Bishop calls for the level of national debate on cannabis to be raised
Bishop Simeon Hall

NASSAU, BAHAMAS — As the Bahamas National Commission on Marijuana (BNCM) prepares to submit its report to the government in a matter of days, commission co-chair Bishop Simeon Hall yesterday underscored the need to raise the level of national debate.

The pastor emeritus at New Covenant Baptist Church told Our News last week he received two death threats in connection with his work on the commission.

Hall declined comment on the threats yesterday, noting he did not want the incident to distract from the BNCM’s work.

“We should stick to the issue rather than naming calling and personality badgering,” Hall said.

“Let’s lift the bar on how we debate… The fourth estate has to lift the level of national debate. I think too often there is a dumbing down of national issues.

“We can speak to one another PLP, FNM without [insults] and that’s what happens.
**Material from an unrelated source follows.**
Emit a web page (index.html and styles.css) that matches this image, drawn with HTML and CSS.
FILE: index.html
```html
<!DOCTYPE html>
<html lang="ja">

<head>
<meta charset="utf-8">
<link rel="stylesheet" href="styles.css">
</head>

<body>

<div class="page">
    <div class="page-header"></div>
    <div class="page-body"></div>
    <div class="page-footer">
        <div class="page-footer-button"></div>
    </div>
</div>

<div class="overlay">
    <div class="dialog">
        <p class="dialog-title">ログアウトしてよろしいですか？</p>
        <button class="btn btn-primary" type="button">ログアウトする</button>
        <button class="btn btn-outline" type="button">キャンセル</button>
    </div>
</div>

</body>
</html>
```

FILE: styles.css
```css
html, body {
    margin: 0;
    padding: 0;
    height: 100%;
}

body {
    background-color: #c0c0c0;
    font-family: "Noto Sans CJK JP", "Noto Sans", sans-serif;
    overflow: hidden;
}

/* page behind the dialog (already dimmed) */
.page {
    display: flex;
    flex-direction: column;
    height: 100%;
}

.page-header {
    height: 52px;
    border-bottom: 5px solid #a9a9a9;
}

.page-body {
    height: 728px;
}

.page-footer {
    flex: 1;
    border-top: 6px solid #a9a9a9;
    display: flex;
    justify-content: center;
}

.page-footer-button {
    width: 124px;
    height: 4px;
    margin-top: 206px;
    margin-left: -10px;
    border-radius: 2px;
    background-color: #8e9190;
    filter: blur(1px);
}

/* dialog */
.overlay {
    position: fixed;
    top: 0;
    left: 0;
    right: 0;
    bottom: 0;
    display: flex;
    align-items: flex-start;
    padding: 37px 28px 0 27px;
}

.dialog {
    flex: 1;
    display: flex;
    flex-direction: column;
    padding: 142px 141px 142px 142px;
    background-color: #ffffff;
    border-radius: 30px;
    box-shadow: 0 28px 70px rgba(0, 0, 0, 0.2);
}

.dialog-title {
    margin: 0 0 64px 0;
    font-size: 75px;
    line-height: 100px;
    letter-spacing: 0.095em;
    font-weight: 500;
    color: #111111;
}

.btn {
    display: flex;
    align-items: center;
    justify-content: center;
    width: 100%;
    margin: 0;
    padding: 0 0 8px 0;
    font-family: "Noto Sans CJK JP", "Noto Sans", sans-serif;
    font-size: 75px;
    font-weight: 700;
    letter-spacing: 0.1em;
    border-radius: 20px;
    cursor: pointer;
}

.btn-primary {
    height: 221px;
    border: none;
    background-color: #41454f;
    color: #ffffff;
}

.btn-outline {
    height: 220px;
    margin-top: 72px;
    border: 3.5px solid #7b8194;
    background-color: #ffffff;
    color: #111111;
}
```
And the more we miss the post, me saying what I said, was that look how low someone people would go.”

He added: “I am not afraid of anybody, but it is dangerous because… sometimes I think people hear things and somebody says something bad about you, so somebody else comes and attacks you.”

Hall said there have been several occasions where people have verbally attacked or threatened him because of his stance on certain national issues in the past.

As it relates to the commission’s purpose, he said: “I have become the focus from I began this thing because people aren’t ready to accept a pastor on a marijuana commission and all I want to say is the marijuana commission was never put in place to push people taking marijuana as much as to see how to appraise ourselves as to how people feel about it pro and con.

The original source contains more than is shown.